Exercise task – Note each line that includes the word "React". Copy those lines.

Material –
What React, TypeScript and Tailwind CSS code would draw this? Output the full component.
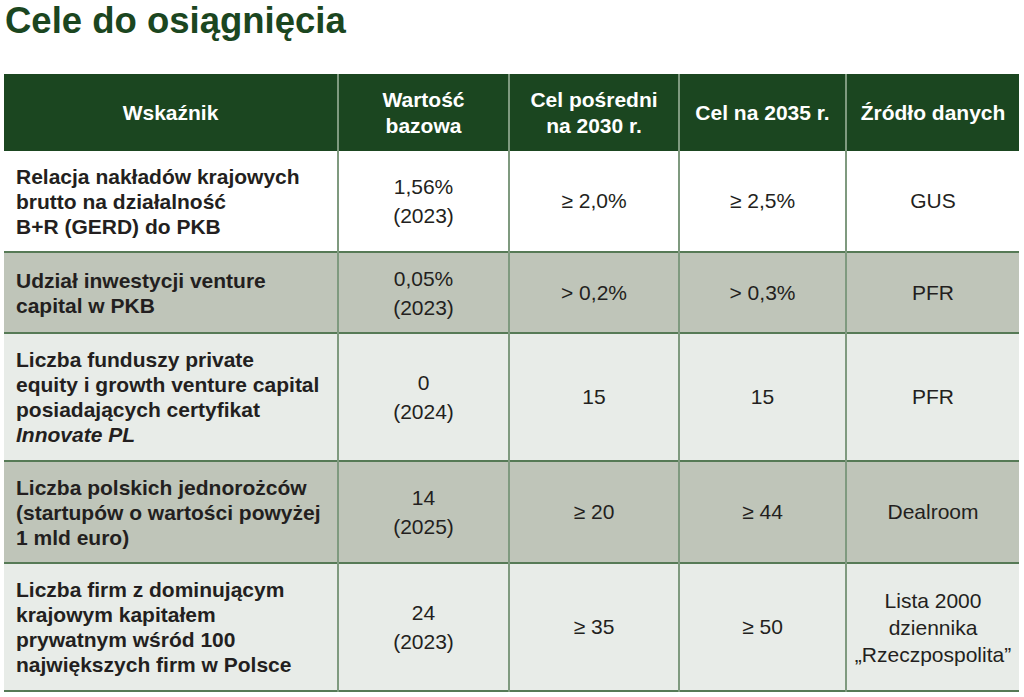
import React from "react";

type Row = {
  label: React.ReactNode;
  base: [string, string];
  mid: string;
  target: string;
  source: React.ReactNode;
  bg: string;
  h: string;
};

const rows: Row[] = [
  {
    label: (
      <>
        Relacja nakładów krajowych
        <br />
        brutto na działalność
        <br />
        B+R (GERD) do PKB
      </>
    ),
    base: ["1,56%", "(2023)"],
    mid: "≥ 2,0%",
    target: "≥ 2,5%",
    source: "GUS",
    bg: "bg-white",
    h: "h-[101px]",
  },
  {
    label: (
      <>
        Udział inwestycji venture
        <br />
        capital w PKB
      </>
    ),
    base: ["0,05%", "(2023)"],
    mid: "> 0,2%",
    target: "> 0,3%",
    source: "PFR",
    bg: "bg-[#bfc5b9]",
    h: "h-[81px]",
  },
  {
    label: (
      <>
        Liczba funduszy private
        <br />
        equity i growth venture capital
        <br />
        posiadających certyfikat
        <br />
        <i>Innovate PL</i>
      </>
    ),
    base: ["0", "(2024)"],
    mid: "15",
    target: "15",
    source: "PFR",
    bg: "bg-[#e8ece8]",
    h: "h-[128px]",
  },
  {
    label: (
      <>
        Liczba polskich jednorożców
        <br />
        (startupów o wartości powyżej
        <br />1 mld euro)
      </>
    ),
    base: ["14", "(2025)"],
    mid: "≥ 20",
    target: "≥ 44",
    source: "Dealroom",
    bg: "bg-[#bfc5b9]",
    h: "h-[102px]",
  },
  {
    label: (
      <>
        Liczba firm z dominującym
        <br />
        krajowym kapitałem
        <br />
        prywatnym wśród 100
        <br />
        największych firm w Polsce
      </>
    ),
    base: ["24", "(2023)"],
    mid: "≥ 35",
    target: "≥ 50",
    source: (
      <span className="block leading-[27px]">
        Lista 2000
        <br />
        dziennika
        <br />
        „Rzeczpospolita”
      </span>
    ),
    bg: "bg-[#e8ece8]",
    h: "h-[128px]",
  },
];

export default function App() {
  return (
    <div
      className="w-[1024px] h-[697px] bg-white overflow-hidden text-[#231f20]"
      style={{ fontFamily: '"Liberation Sans", Arial, sans-serif' }}
    >
      <h1 className="pl-[5px] pt-0 text-[36.5px] leading-[42px] font-bold text-[#1b4620]">
        Cele do osiągnięcia
      </h1>
      <div className="pl-[4px] pt-[32px]">
        <table className="w-[1015px] table-fixed border-collapse text-[21px]">
          <colgroup>
            <col className="w-[334px]" />
            <col className="w-[171px]" />
            <col className="w-[170px]" />
            <col className="w-[167px]" />
            <col className="w-[173px]" />
          </colgroup>
          <thead>
            <tr className="h-[77px] bg-[#1b4620] text-white font-bold leading-[26px]">
              <th className="border-r-2 border-[#7f9a7f] text-center font-bold">Wskaźnik</th>
              <th className="border-r-2 border-[#7f9a7f] text-center font-bold">
                Wartość
                <br />
                bazowa
              </th>
              <th className="border-r-2 border-[#7f9a7f] text-center font-bold">
                Cel pośredni
                <br />
                na 2030 r.
              </th>
              <th className="border-r-2 border-[#7f9a7f] text-center font-bold">Cel na 2035 r.</th>
              <th className="text-center font-bold">Źródło danych</th>
            </tr>
          </thead>
          <tbody>
            {rows.map((r, i) => (
              <tr key={i} className={`${r.bg} ${r.h} border-b-2 border-[#567a56]`}>
                <td className="border-r-2 border-[#7f9a7f] pl-[12px] pr-0 font-bold leading-[25px] align-middle whitespace-nowrap">
                  {r.label}
                </td>
                <td className="border-r-2 border-[#7f9a7f] text-center leading-[29px] align-middle">
                  {r.base[0]}
                  <br />
                  {r.base[1]}
                </td>
                <td className="border-r-2 border-[#7f9a7f] text-center align-middle">{r.mid}</td>
                <td className="border-r-2 border-[#7f9a7f] text-center align-middle">{r.target}</td>
                <td className="text-center align-middle whitespace-nowrap">{r.source}</td>
              </tr>
            ))}
          </tbody>
        </table>
      </div>
    </div>
  );
}
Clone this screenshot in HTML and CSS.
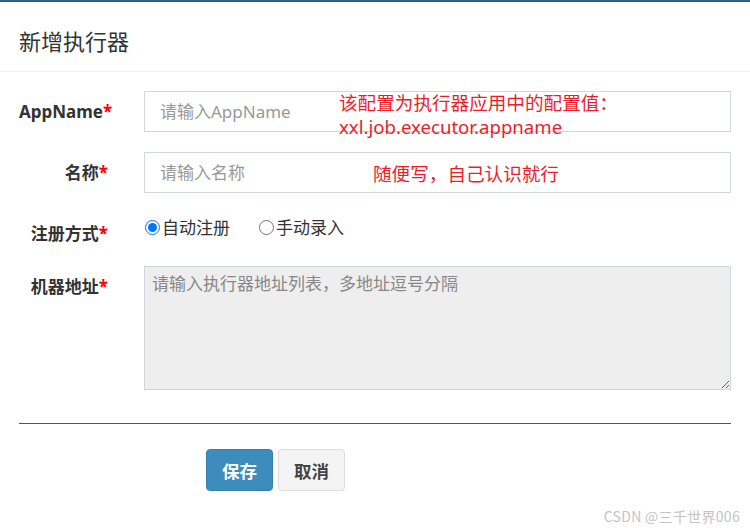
FILE: index.html
```html
<!DOCTYPE html>
<html lang="zh-CN">
<head>
<meta charset="utf-8">
<title>新增执行器</title>
<link rel="stylesheet" href="styles.css">
</head>
<body>
<div class="modal">
  <div class="modal-header">
    <h4 class="title">新增执行器</h4>
  </div>
  <div class="modal-body">
    <form class="form">
      <div class="row">
        <label class="lbl">AppName<span class="req">*</span></label>
        <div class="ctrl">
          <input class="inp" type="text" placeholder="请输入AppName">
          <div class="note note-1">该配置为执行器应用中的配置值：<br>xxl.job.executor.appname</div>
        </div>
      </div>
      <div class="row">
        <label class="lbl">名称<span class="req">*</span></label>
        <div class="ctrl">
          <input class="inp" type="text" placeholder="请输入名称">
          <div class="note note-2">随便写，自己认识就行</div>
        </div>
      </div>
      <div class="row">
        <label class="lbl">注册方式<span class="req">*</span></label>
        <div class="ctrl radios">
          <label class="radio"><input type="radio" name="addressType" checked>自动注册</label>
          <label class="radio"><input type="radio" name="addressType">手动录入</label>
        </div>
      </div>
      <div class="row">
        <label class="lbl">机器地址<span class="req">*</span></label>
        <div class="ctrl">
          <textarea class="ta" readonly placeholder="请输入执行器地址列表，多地址逗号分隔"></textarea>
        </div>
      </div>
      <div class="divider"></div>
      <div class="actions">
        <button type="button" class="btn btn-primary">保存</button>
        <button type="button" class="btn btn-default">取消</button>
      </div>
    </form>
  </div>
  <div class="watermark">CSDN @三千世界006</div>
</div>
</body>
</html>
```

FILE: styles.css
```css
* { box-sizing: border-box; }

html, body {
  margin: 0;
  padding: 0;
  background: #fff;
}

body {
  font-family: "Noto Sans", "Noto Sans CJK SC", sans-serif;
  color: #333;
  width: 750px;
  height: 528px;
  overflow: hidden;
}

.modal {
  position: relative;
  height: 528px;
  border-top: 2px solid #2d6382;
}

.modal-header {
  padding: 23px 19px 16px;
  border-bottom: 1px solid #f0f0f0;
}

.title {
  margin: 0;
  font-size: 22px;
  line-height: 30px;
  font-weight: normal;
  color: #333;
  font-family: "Noto Sans CJK SC", sans-serif;
}

.modal-body {
  padding: 19px 19px 0;
}

.form {
  display: flex;
  flex-direction: column;
  gap: 20px;
}

.row {
  display: flex;
  align-items: flex-start;
  gap: 36px;
}

.lbl {
  width: 89px;
  flex: none;
  text-align: right;
  font-weight: bold;
  font-size: 17px;
  line-height: 24px;
  padding-top: 9px;
  white-space: nowrap;
  font-family: "Noto Sans", "Noto Sans CJK SC", sans-serif;
}

.req {
  color: #f00;
  font-weight: bold;
}

.ctrl {
  flex: 1;
  position: relative;
}

.inp {
  display: block;
  width: 100%;
  height: 41px;
  border: 1px solid #d2d6de;
  border-radius: 0;
  padding: 0 15px;
  font-size: 17px;
  font-family: "Noto Sans", "Noto Sans CJK SC", sans-serif;
  color: #555;
  outline: none;
  background: #fff;
}

.inp::placeholder {
  color: #999;
}

.note {
  position: absolute;
  color: #ee1c2a;
  font-size: 18.6px;
  line-height: 24px;
  font-family: "Noto Sans", "Noto Sans CJK SC", sans-serif;
  white-space: nowrap;
  pointer-events: none;
}

.note-1 { left: 195px; top: 0; }
.note-2 { left: 229px; top: 10px; }

.radios {
  display: flex;
  align-items: center;
  gap: 28px;
  padding-top: 2px;
}

.radio {
  display: flex;
  align-items: center;
  font-size: 17px;
  line-height: 24px;
  font-family: "Noto Sans CJK SC", sans-serif;
  color: #333;
}

.radio input {
  width: 15px;
  height: 15px;
  margin: 0 2px 0 1px;
}

.ta {
  display: block;
  width: 100%;
  height: 124px;
  border: 1px solid #d2d6de;
  background: #eee;
  padding: 3px 7px;
  font-size: 17px;
  line-height: 26px;
  font-family: "Noto Sans CJK SC", sans-serif;
  color: #555;
  outline: none;
  border-radius: 0;
}

.ta::placeholder {
  color: #888;
}

.divider {
  height: 1px;
  background: #555;
  margin-top: 13px;
}

.actions {
  display: flex;
  gap: 5px;
  padding-left: 187px;
  margin-top: 5px;
}

.btn {
  width: 67px;
  height: 42px;
  border-radius: 4px;
  font-size: 17.5px;
  font-weight: bold;
  font-family: "Noto Sans CJK SC", sans-serif;
  padding: 0;
  cursor: pointer;
}

.btn-primary {
  background: #3c8dbc;
  border: 1px solid #367fa9;
  color: #fff;
}

.btn-default {
  background: #f4f4f4;
  border: 1px solid #ddd;
  color: #444;
}

.watermark {
  position: absolute;
  right: 10px;
  bottom: 4px;
  font-size: 14px;
  line-height: 16px;
  letter-spacing: 0.3px;
  color: #c4c4c4;
  font-family: "Noto Sans CJK SC", sans-serif;
}
```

Written solution –
What React, TypeScript and Tailwind CSS code would draw this? Output the full component.
import React from "react";
  label: React.ReactNode;
  source: React.ReactNode;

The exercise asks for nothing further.